Search code examples
performancenumpyoptimizationmatrixeigenvalue

Optimize mean outer products


I am currently writing a short program to carry out some analysis of random matrix eigenvalue distributions but the parameter choice required for my analysis turned out making the whole thing extremely slow. Basically I should be looping over the function below, ideally for approx 5000 times, and eventually collecting the complete list of eigenvalues at the end.

C = np.zeros((N,N))
time_series = np.random.normal(mu,sigma,  (N + B*(M-1))    )

for k in range(int(M)):
    C += np.outer(time_series[k*B : (N) + k*B], time_series[k*B : (N) + k*B])
C = C/M

eg_v = np.linalg.eigvalsh(C)

where I need N = 1000, B around 10, M = 100. However, with this choice of parameters the program takes something like 4-5 hours to run on my quite-performing laptop.

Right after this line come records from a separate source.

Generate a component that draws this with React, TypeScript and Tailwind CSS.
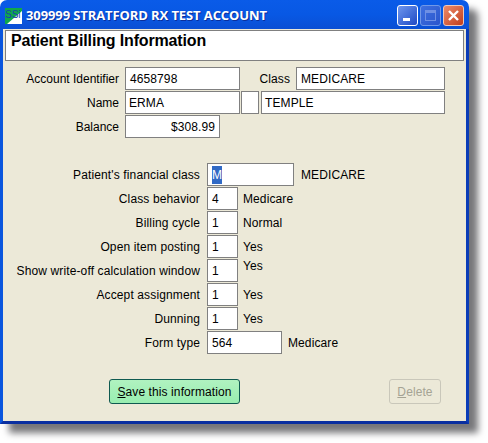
const FONT = "[font-family:'Liberation_Sans',Arial,sans-serif]";

function Box({ children, className = "" }: { children?: React.ReactNode; className?: string }) {
  return (
    <div className={`h-[23px] bg-white border border-[#808080] px-1 flex items-center text-[12px] tracking-[0.1px] text-black ${className}`}>
      {children}
    </div>
  );
}

function OptionRow({
  label,
  value,
  note,
  inputWidth = "w-[31px]",
  noteClass = "",
}: {
  label: string;
  value: React.ReactNode;
  note: string;
  inputWidth?: string;
  noteClass?: string;
}) {
  return (
    <div className="flex items-center h-[23px]">
      <div className="w-[197px] text-right text-[12px] tracking-[0.13px] text-black whitespace-nowrap">{label}</div>
      <Box className={`ml-[7px] border-[#7f9db9] ${inputWidth}`}>{value}</Box>
      <div className={`ml-[5px] text-[12px] tracking-[0.1px] text-black ${noteClass}`}>{note}</div>
    </div>
  );
}

function Logo() {
  return (
    <svg width="17" height="16" viewBox="0 0 17 16" className="shrink-0">
      <rect width="17" height="16" fill="#10a84a" />
      <polygon points="17,3 17,16 2,16" fill="#ffffff" />
      <text x="0" y="10" fontSize="10" fontFamily="Liberation Sans" fill="#1a3fb0">SSi</text>
    </svg>
  );
}

function TitleButtons() {
  return (
    <div className="flex gap-[2px] mr-[2px]">
      <div className="w-[21px] h-[21px] rounded-[3px] border border-white bg-gradient-to-br from-[#6f96ee] to-[#2048c4] flex items-end pl-[5px] pb-[4px]">
        <div className="w-[7px] h-[3px] bg-white" />
      </div>
      <div className="w-[21px] h-[21px] rounded-[3px] border border-[#7098e8] bg-gradient-to-br from-[#3f70e0] to-[#2a55cc] flex items-center justify-center">
        <div className="w-[11px] h-[11px] border border-[#6f90e4] border-t-[3px]" />
      </div>
      <div className="w-[21px] h-[21px] rounded-[3px] border border-[#f0c8b8] bg-gradient-to-br from-[#ec8a68] to-[#c23c18] flex items-center justify-center">
        <svg width="13" height="13" viewBox="0 0 13 13">
          <path d="M2 2 L11 11 M11 2 L2 11" stroke="#ffffff" strokeWidth="2.4" />
        </svg>
      </div>
    </div>
  );
}

export default function App() {
  return (
    <div className={`w-[488px] h-[443px] bg-white overflow-hidden ${FONT}`}>
      <div className="w-[469px] h-[424px] flex flex-col rounded-t-[7px] shadow-[9px_9px_7px_#77777a]">
        {/* Title bar */}
        <div className="h-[29px] shrink-0 rounded-t-[7px] bg-gradient-to-b from-[#0a5be8] via-[#0858e4] to-[#0a4fd4] flex items-center pl-[5px] pr-[3px] pt-[2px]">
          <Logo />
          <div className="ml-[4px] flex-1 text-white font-bold text-[13px] tracking-[-0.1px] whitespace-nowrap [font-family:'Open_Sans',sans-serif] [text-shadow:1px_1px_0_#0a2f9c]">
            309999 STRATFORD RX TEST ACCOUNT
          </div>
          <TitleButtons />
        </div>

        {/* Client area */}
        <div className="flex-1 bg-[#ece9d8] border-x-[3px] border-l-[#0a56de] border-r-[#0a3cb8] border-b-[3px] border-b-[#0a2fa0] pt-px">
          <div className="mx-[2px] h-[31px] bg-white border border-[#808080] pl-[5px] text-[16px] font-bold tracking-[-0.15px] leading-[19px] text-black">
            Patient Billing Information
          </div>

          <div className="mt-[6px] flex flex-col gap-px">
            <div className="flex items-center">
              <div className="w-[116px] text-right text-[12px] text-black">Account Identifier</div>
              <Box className="ml-[6px] w-[115px]">4658798</Box>
              <div className="w-[50px] text-right text-[12px] tracking-[0.1px] text-black">Class</div>
              <Box className="ml-[6px] w-[149px]">MEDICARE</Box>
            </div>
            <div className="flex items-center">
              <div className="w-[116px] text-right text-[12px] text-black">Name</div>
              <Box className="ml-[6px] w-[115px] !px-[3px]">ERMA</Box>
              <Box className="ml-px w-[18px]" />
              <Box className="ml-[2px] w-[184px] !px-[3px]">TEMPLE</Box>
            </div>
            <div className="flex items-center">
              <div className="w-[116px] text-right text-[12px] text-black">Balance</div>
              <Box className="ml-[6px] w-[95px] justify-end">$308.99</Box>
            </div>
          </div>

          <div className="mt-[25px] flex flex-col gap-px">
            <OptionRow
              label="Patient's financial class"
              value={<span className="bg-[#316ac5] text-white">M</span>}
              note="MEDICARE"
              inputWidth="w-[87px]"
              noteClass="ml-[7px]"
            />
            <OptionRow label="Class behavior" value="4" note="Medicare" />
            <OptionRow label="Billing cycle" value="1" note="Normal" />
            <OptionRow label="Open item posting" value="1" note="Yes" />
            <OptionRow label="Show write-off calculation window" value="1" note="Yes" noteClass="mb-[10px]" />
            <OptionRow label="Accept assignment" value="1" note="Yes" />
            <OptionRow label="Dunning" value="1" note="Yes" />
            <OptionRow label="Form type" value="564" note="Medicare" inputWidth="w-[75px]" noteClass="ml-[6px]" />
          </div>

          <div className="mt-[25px] ml-[106px] mr-[25px] flex justify-between">
            <button className="w-[131px] h-[25px] rounded-[3px] border border-[#0f5a50] bg-gradient-to-b from-[#b0f2c0] to-[#98edb0] text-[12px] tracking-[0.1px] text-black">
              <span className="underline">S</span>ave this information
            </button>
            <button className="w-[52px] h-[25px] rounded-[3px] border border-[#c9c7ba] bg-[#ece9d8] text-[12px] tracking-[0.1px] text-[#a5a394]">
              <span className="underline">D</span>elete
            </button>
          </div>
        </div>
      </div>
    </div>
  );
}
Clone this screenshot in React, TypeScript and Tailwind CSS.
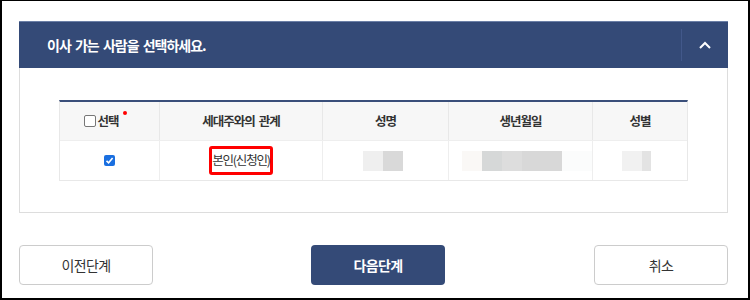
import React from "react";

const F = { fontFamily: '"Noto Sans CJK KR", "Noto Sans", sans-serif' };

function Box({ parts }: { parts: [number, string][] }) {
  return (
    <div className="flex h-[20px]">
      {parts.map(([w, c], i) => (
        <div key={i} style={{ width: w, background: c }} />
      ))}
    </div>
  );
}

export default function App() {
  return (
    <div
      className="w-[750px] h-[300px] box-border border-t border-l-2 border-r-2 border-b-2 border-black bg-white pl-[17px] pr-[20px] pt-[20px]"
      style={F}
    >
      <div className="w-[709px]">
        {/* Header */}
        <div className="h-[47px] bg-[#344a77] border-t border-[#6b7fa6] flex items-center">
          <div className="flex-1 pl-[28px] text-white font-bold text-[14px] tracking-[-1px] [word-spacing:2px]">
            이사 가는 사람을 선택하세요.
          </div>
          <div className="w-px h-[32px] bg-[#42588a]" />
          <div className="w-[46px] flex justify-center items-center">
            <svg width="12" height="8" viewBox="0 0 12 8">
              <polyline points="1,7 6,2 11,7" fill="none" stroke="#ffffff" strokeWidth="2" />
            </svg>
          </div>
        </div>
        {/* Body */}
        <div className="border-l border-r border-b border-[#dddddd] pt-[32px] pb-[31px] px-[39px]">
          <div className="border-t-2 border-[#3a4f7a] border-l border-r border-b border-l-[#e8e8e8] border-r-[#e8e8e8] border-b-[#e8e8e8]">
            <div className="flex h-[39px] bg-[#f7f7f7] text-[12.5px] font-bold text-[#333] tracking-[-1px] [word-spacing:2px] border-b border-[#eeeeee]">
              <div className="w-[100px] flex items-center justify-center border-r border-[#e8e8e8] pr-[8px]">
                <div className="w-[12px] h-[12px] border border-[#777] rounded-[2px] bg-white mr-[1px]" />
                <span>선택</span>
                <span className="w-[4px] h-[4px] rounded-full bg-[#ff0000] self-start mt-[9px] ml-[4px]" />
              </div>
              <div className="w-[163px] flex items-center justify-center border-r border-[#e8e8e8]">세대주와의 관계</div>
              <div className="w-[126px] flex items-center justify-center border-r border-[#e8e8e8]">성명</div>
              <div className="w-[144px] flex items-center justify-center border-r border-[#e8e8e8]">생년월일</div>
              <div className="flex-1 flex items-center justify-center">성별</div>
            </div>
            <div className="flex h-[39px] text-[12.5px] text-[#333] tracking-[-1.2px]">
              <div className="w-[100px] flex items-center justify-center border-r border-[#eeeeee]">
                <div className="w-[11px] h-[11px] rounded-[2px] bg-[#1a6fe0] flex items-center justify-center">
                  <svg width="9" height="9" viewBox="0 0 9 9">
                    <polyline points="1.5,4.8 3.6,6.8 7.6,2" fill="none" stroke="#fff" strokeWidth="1.6" />
                  </svg>
                </div>
              </div>
              <div className="w-[163px] flex items-center justify-center border-r border-[#eeeeee]">
                <div className="border-[3px] border-[#ff0000] rounded-[3px] h-[29px] w-[64px] flex items-center justify-center whitespace-nowrap">
                  본인(신청인)
                </div>
              </div>
              <div className="w-[126px] flex items-center justify-center border-r border-[#eeeeee] pr-[6px]">
                <Box parts={[[20, "#efefef"], [20, "#d9d9d9"]]} />
              </div>
              <div className="w-[144px] flex items-center justify-start border-r border-[#eeeeee] pl-[13px]">
                <Box parts={[[20, "#faf8f6"], [20, "#d6d8d8"], [20, "#dddddd"], [40, "#d8d8d8"], [30, "#fbfcfc"]]} />
              </div>
              <div className="flex-1 flex items-center justify-start pl-[29px]">
                <Box parts={[[20, "#f1f1f1"], [9, "#e3e3e3"]]} />
              </div>
            </div>
          </div>
        </div>
        {/* Buttons */}
        <div className="flex mt-[32px] text-[14px] tracking-[-0.6px]">
          <div className="w-[134px] h-[40px] border border-[#cccccc] rounded-[4px] flex items-center justify-center text-[#333]">
            이전단계
          </div>
          <div className="ml-[158px] w-[134px] h-[40px] rounded-[4px] bg-[#344a77] flex items-center justify-center text-white font-bold">
            다음단계
          </div>
          <div className="ml-auto w-[134px] h-[40px] border border-[#cccccc] rounded-[4px] flex items-center justify-center text-[#333]">
            취소
          </div>
        </div>
      </div>
    </div>
  );
}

Leaving hardware limitations aside, is there something I can do with respect to the code to speed the whole thing up?

Thanks in advance!


Solution

  • You can replace the loop with a vectorized solution using np.tensordot

    Thus, the following -

    C = np.zeros((N,N))
    for k in range(int(M)):
        C += np.outer(time_series[k*B : (N) + k*B], time_series[k*B : (N) + k*B])
    

    could be replaced by -

    # Get the starting indices for each iteration
    idx = (np.arange(M)*B)[:,None] + np.arange(N)
    
    # Get the range of indices across all iterations as a 2D array and index 
    # time_series with it to give us "time_series[k*B : (N) + k*B]" equivalent  
    time_idx = time_series[idx]
    
    # Use broadcasting to perform summation accumulation
    C = np.tensordot(time_idx,time_idx,axes=([0],[0]))
    

    The tensordot could be replaced by a simple dot-product :

    C = time_idx.T.dot(time_idx)
    

    Runtime test

    Functions :

    def original_app(time_series,B,N,M):
        C = np.zeros((N,N))
        for k in range(int(M)):
            C += np.outer(time_series[k*B : (N) + k*B], time_series[k*B : (N) + k*B])
        return C
    
    def vectorized_app(time_series,B,N,M):
        idx = (np.arange(M)*B)[:,None] + np.arange(N)
        time_idx = time_series[idx]
        return np.tensordot(time_idx,time_idx,axes=([0],[0]))
    

    Inputs :

    In [115]: # Inputs
         ...: mu = 1.2
         ...: sigma = 0.5
         ...: N = 1000
         ...: M = 100
         ...: B = 10
         ...: time_series = np.random.normal(mu,sigma,  (N + B*(M-1))  )
         ...: 
    

    Timings :

    In [116]: out1 = original_app(time_series,B,N,M)
    
    In [117]: out2 = vectorized_app(time_series,B,N,M)
    
    In [118]: np.allclose(out1,out2)
    Out[118]: True
    
    In [119]: %timeit original_app(time_series,B,N,M)
    1 loops, best of 3: 1.56 s per loop
    
    In [120]: %timeit vectorized_app(time_series,B,N,M)
    10 loops, best of 3: 26.2 ms per loop
    

    Thus, we are seeing a 60x speedup for the inputs listed in the question!